On the campaign trail, Trump alleged that “Hillary Clinton meets in secret with international banks to plot the destruction of US sovereignty,” and that the United States has merely “an illusion of democracy” but is “in fact controlled by a small handful of special global interests rigging the system.” In his campaign’s closing ad on the subject, Trump drove the point home by juxtaposing Clinton with pictures of various prominent Jewish financiers.
Then having won the election, he set about installing an incredible array of financial industry insiders at high levels of policymaking. They’re setting a policy trajectory that’s a stunning reversal of both Trump’s campaign rhetoric and the broad trajectory of American policymaking over the years.
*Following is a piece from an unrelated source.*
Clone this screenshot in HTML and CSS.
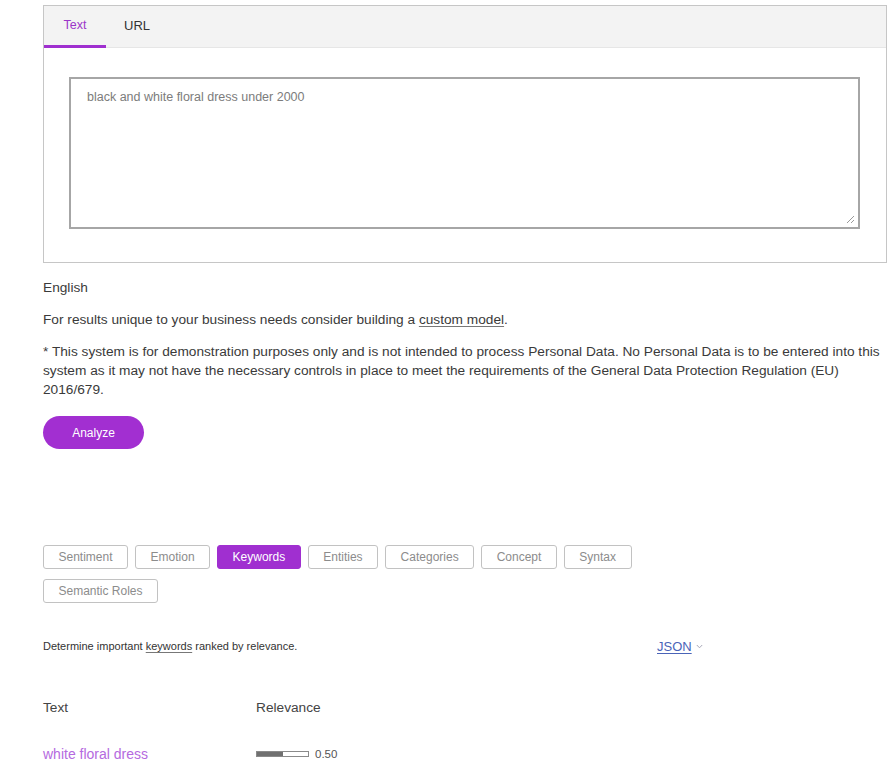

After the crash of 2008, there was broad consensus that something had to be changed. The Obama administration, joined by a handful of Republicans, put together the Dodd-Frank act to overhaul financial regulation in the United States. Many critics on the left (and a few on the right) argued that the law didn’t go far enough and should have implemented hard caps on the size of financial institutions. Most Republicans rejected the law but embraced alternate theories of how regulation ought to be changed — in terms of stricter limits on bank borrowing, an end of government involvement in mortgage securitization, or some kind of effort to guarantee that there would be no government bailouts in the future.
They are all different theories aimed at a similar goal — to restrain banks from engaging in excessive risk-taking that endangered the economy.
Trump is, however, simply throwing all of that out the window in favor of the idea that what America needs is more rules written with input of the banks themselves and aimed at the goal of encouraging a return of risky lending. That’s likely to be great for bankers, bank shareholders, and maybe the odd wealthy real estate developer while doing nothing for Middle America or the middle class.
Trump’s set of policy advisers so far is drawn overwhelmingly from Wall Street. Even without formal new acts of Congress, an administration team that wants to do Wall Street’s bidding can easily get its way by simply encouraging regulatory agencies to turn a blind eye to enforcement.
Trump’s National Economic Council chief, Gary Cohn, comes to the White House directly from service as chief operating officer of Goldman Sachs. For leaving the investment bank to join the government, he received a massive $285 million bonus from Goldman. Trump’s Treasury secretary, Steve Mnuchin, is a hedge fund manager who used to work at Goldman Sachs. The populist wing of Trump’s administration is represented by senior counselor Steve Bannon, who used to work at Goldman Sachs, and the moderate wing of his administration is represented by his daughter Ivanka, who tapped Goldman Sachs’s Dina Powell to serve as her policy adviser.
Then on Friday, outside of a meeting with a new council of CEOs that includes JPMorgan chief executive Jamie Dimon, Trump proclaimed that “there’s nobody better to tell me about Dodd-Frank” — the big financial regulation overhaul passed in the wake of the crisis — “than Jamie.”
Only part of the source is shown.